[Stored items from a collection]
━━━━━━━━━━━━━━━━━━━━

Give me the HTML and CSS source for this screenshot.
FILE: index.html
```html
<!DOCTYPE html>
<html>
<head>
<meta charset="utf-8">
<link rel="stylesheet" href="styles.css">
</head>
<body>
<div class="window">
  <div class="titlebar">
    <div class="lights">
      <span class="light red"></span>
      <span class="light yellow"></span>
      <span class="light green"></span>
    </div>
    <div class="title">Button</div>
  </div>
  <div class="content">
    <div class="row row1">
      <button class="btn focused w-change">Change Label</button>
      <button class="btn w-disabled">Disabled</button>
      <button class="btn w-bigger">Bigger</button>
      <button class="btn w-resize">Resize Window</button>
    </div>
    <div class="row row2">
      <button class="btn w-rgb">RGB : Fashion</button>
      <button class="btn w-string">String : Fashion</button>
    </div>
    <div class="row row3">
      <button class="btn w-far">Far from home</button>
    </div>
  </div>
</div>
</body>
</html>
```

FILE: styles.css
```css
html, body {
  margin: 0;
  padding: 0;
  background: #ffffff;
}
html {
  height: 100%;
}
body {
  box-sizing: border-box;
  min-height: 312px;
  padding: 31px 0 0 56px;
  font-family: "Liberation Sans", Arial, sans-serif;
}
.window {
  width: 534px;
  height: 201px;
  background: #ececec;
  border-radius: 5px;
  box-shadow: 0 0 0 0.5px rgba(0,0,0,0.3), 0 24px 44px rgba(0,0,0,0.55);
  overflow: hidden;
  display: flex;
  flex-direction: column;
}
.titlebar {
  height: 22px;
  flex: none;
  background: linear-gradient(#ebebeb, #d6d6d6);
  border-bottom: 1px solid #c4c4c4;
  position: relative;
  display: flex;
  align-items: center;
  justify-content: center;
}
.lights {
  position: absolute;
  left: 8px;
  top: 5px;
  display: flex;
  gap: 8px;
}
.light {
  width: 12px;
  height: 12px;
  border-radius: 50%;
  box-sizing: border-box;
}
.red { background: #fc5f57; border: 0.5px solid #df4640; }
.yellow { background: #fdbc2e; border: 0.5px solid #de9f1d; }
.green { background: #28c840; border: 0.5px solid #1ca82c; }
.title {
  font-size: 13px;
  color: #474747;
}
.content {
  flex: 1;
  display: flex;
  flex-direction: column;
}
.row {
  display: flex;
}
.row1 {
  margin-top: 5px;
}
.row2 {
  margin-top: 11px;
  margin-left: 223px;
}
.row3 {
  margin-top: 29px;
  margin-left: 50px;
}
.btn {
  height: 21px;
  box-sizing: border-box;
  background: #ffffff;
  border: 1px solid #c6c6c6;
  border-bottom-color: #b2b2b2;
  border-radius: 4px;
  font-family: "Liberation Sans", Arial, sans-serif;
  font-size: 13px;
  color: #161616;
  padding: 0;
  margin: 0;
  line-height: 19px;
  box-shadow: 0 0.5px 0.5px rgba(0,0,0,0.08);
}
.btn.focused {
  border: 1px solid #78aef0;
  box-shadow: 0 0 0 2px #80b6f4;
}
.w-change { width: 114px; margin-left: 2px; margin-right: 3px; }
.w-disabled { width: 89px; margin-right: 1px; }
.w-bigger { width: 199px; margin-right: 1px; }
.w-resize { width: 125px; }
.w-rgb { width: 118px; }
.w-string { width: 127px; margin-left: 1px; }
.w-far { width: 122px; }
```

━━━━━━━━━━━━━━━━━━━━

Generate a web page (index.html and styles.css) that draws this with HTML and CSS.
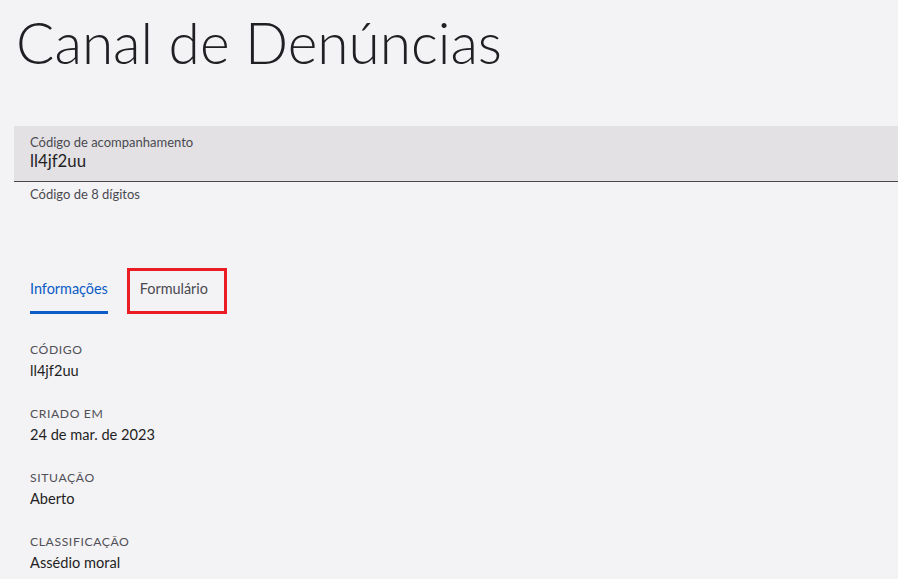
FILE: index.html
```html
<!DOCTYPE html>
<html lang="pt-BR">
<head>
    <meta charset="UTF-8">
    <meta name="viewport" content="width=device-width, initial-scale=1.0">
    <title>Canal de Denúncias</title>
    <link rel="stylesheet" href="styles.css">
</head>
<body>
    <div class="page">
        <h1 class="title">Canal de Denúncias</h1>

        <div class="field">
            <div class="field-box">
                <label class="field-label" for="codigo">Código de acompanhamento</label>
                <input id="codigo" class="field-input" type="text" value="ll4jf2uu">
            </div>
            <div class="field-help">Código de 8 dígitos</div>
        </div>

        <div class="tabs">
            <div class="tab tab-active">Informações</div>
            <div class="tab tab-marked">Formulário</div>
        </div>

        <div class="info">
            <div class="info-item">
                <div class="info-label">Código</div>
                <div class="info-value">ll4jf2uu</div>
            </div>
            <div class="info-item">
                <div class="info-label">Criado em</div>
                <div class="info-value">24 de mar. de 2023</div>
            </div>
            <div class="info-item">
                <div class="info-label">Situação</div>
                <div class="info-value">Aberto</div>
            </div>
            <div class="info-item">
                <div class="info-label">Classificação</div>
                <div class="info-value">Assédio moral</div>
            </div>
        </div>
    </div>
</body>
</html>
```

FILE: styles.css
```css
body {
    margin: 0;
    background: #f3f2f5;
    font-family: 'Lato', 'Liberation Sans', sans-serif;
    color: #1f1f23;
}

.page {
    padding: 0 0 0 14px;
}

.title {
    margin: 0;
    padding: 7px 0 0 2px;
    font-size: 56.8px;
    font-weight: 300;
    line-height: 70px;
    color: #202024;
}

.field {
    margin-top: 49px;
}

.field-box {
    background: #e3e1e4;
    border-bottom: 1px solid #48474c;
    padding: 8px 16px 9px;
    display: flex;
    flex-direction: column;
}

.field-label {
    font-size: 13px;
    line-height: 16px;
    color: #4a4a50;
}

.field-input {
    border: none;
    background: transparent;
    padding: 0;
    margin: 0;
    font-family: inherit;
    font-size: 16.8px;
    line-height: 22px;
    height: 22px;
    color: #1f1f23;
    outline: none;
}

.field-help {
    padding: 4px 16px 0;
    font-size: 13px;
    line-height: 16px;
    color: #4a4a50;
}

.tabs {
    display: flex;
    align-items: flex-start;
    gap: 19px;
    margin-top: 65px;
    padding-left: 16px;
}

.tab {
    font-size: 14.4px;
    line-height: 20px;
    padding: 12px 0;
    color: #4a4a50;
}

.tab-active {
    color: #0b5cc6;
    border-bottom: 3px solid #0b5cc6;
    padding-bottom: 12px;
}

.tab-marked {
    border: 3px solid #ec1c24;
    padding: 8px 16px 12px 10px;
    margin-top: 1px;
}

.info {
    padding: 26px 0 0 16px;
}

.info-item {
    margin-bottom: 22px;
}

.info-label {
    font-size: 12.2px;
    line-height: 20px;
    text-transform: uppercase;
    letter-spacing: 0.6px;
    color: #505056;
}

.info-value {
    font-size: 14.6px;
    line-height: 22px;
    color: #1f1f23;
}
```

━━━━━━━━━━━━━━━━━━━━

- **DIRECTIVE**:
Read the data above and pull out each line that holds the string "page".

- **TASK SOLUTION**:
Generate a web page (index.html and styles.css) that draws this with HTML and CSS.
    <div class="page">
.page {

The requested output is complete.